Lines that hold the string "styles" are to be counted; give only their number.
BEGIN Given material
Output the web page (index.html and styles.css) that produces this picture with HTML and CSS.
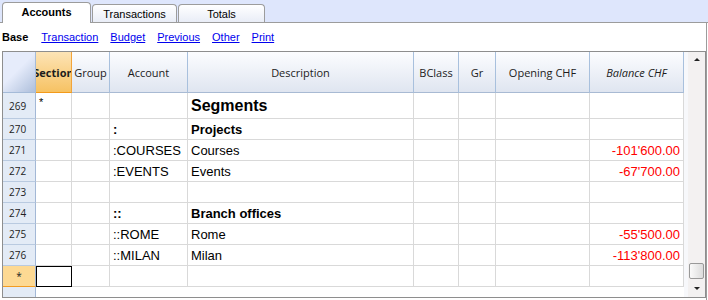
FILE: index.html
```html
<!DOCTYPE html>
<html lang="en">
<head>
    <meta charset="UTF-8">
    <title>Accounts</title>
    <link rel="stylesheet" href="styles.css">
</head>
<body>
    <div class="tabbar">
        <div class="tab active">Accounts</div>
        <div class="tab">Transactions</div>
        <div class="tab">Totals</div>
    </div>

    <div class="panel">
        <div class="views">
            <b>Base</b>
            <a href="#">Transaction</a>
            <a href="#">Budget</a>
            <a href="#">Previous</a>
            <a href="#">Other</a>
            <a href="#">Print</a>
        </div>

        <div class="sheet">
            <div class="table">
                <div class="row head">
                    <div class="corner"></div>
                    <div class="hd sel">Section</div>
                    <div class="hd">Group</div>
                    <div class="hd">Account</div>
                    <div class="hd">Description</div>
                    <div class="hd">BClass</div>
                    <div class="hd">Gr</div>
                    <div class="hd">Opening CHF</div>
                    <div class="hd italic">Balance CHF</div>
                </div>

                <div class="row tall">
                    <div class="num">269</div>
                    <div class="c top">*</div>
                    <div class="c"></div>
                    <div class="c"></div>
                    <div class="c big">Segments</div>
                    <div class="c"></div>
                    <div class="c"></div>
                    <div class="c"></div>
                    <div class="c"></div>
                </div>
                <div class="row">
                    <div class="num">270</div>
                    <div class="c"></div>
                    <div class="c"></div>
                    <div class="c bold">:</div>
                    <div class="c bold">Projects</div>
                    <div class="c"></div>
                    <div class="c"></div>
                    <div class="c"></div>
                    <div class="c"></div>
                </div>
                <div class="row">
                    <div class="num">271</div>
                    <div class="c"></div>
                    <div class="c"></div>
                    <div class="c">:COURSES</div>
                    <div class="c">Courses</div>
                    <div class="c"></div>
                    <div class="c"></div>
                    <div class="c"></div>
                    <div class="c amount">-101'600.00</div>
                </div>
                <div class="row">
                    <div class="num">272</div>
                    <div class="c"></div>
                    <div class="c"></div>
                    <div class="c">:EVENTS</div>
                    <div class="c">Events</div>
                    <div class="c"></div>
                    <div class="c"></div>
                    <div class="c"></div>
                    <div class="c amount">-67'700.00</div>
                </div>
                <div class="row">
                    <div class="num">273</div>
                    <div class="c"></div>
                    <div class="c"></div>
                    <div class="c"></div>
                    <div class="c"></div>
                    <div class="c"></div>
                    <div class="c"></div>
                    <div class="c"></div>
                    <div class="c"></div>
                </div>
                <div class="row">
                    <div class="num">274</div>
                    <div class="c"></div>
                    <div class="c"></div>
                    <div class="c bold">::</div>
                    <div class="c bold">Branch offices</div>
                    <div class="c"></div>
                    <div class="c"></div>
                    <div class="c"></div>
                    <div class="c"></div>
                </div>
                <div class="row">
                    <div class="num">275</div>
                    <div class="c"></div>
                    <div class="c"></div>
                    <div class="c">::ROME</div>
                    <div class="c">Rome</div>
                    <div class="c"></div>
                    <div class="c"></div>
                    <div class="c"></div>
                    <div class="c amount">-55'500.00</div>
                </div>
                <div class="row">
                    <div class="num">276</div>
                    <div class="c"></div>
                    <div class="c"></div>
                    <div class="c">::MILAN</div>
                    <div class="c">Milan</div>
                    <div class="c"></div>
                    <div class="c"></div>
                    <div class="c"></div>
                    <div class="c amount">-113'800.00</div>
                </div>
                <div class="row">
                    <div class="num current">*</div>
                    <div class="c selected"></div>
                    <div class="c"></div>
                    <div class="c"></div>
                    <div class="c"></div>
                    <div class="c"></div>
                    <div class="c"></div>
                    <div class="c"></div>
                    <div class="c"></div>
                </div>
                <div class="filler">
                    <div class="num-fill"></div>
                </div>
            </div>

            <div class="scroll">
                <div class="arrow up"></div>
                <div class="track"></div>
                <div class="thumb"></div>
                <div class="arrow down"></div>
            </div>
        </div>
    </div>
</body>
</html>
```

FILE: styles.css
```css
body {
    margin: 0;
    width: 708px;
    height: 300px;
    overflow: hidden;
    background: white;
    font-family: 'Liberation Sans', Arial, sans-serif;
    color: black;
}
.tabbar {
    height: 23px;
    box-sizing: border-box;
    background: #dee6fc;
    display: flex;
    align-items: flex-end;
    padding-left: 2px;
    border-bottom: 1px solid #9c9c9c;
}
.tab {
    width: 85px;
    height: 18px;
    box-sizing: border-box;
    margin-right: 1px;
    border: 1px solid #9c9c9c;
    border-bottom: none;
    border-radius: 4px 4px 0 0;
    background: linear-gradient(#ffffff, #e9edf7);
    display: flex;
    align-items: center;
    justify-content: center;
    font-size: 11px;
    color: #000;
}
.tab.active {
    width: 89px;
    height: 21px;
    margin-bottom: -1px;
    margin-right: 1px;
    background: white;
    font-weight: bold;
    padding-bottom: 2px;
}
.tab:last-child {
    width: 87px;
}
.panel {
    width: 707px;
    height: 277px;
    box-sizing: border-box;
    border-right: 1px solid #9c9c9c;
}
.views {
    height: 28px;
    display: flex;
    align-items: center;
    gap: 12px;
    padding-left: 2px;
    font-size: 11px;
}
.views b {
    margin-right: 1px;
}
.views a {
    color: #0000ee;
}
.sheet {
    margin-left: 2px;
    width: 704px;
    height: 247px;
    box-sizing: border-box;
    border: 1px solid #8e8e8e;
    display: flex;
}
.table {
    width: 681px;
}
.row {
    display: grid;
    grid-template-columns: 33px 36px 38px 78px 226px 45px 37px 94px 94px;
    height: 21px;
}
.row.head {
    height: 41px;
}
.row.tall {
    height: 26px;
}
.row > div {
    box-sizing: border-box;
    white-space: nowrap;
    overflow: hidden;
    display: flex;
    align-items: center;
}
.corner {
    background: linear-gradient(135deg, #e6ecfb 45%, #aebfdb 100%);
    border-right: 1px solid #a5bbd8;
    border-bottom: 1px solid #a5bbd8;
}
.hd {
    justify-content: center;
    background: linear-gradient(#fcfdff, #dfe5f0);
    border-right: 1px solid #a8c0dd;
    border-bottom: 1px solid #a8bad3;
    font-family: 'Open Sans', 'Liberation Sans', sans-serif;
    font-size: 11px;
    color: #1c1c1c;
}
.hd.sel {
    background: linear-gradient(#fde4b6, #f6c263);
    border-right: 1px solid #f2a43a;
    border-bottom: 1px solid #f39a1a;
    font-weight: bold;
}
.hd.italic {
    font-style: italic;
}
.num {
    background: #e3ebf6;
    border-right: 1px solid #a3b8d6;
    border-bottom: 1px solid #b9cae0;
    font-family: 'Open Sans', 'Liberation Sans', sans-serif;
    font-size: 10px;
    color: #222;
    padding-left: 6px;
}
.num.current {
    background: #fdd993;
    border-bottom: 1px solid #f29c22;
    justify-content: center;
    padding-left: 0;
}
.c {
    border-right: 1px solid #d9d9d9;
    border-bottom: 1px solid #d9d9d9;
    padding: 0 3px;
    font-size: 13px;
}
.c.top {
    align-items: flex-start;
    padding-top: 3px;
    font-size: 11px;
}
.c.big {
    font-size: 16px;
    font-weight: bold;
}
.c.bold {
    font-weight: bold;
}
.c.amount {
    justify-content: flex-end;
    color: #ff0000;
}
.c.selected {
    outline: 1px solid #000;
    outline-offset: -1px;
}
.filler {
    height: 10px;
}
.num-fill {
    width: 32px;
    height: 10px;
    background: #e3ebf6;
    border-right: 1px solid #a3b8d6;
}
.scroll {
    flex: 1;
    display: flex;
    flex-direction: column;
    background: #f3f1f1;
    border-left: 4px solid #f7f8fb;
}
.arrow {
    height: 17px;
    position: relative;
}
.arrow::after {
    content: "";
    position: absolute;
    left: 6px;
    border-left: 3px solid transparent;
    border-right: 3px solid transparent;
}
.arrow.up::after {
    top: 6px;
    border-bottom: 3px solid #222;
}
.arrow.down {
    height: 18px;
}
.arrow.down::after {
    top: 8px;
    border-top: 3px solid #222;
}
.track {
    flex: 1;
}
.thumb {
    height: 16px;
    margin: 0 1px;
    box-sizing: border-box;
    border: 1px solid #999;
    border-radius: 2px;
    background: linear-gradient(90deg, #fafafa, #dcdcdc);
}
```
END Given material
◆ **Exercise answer**
3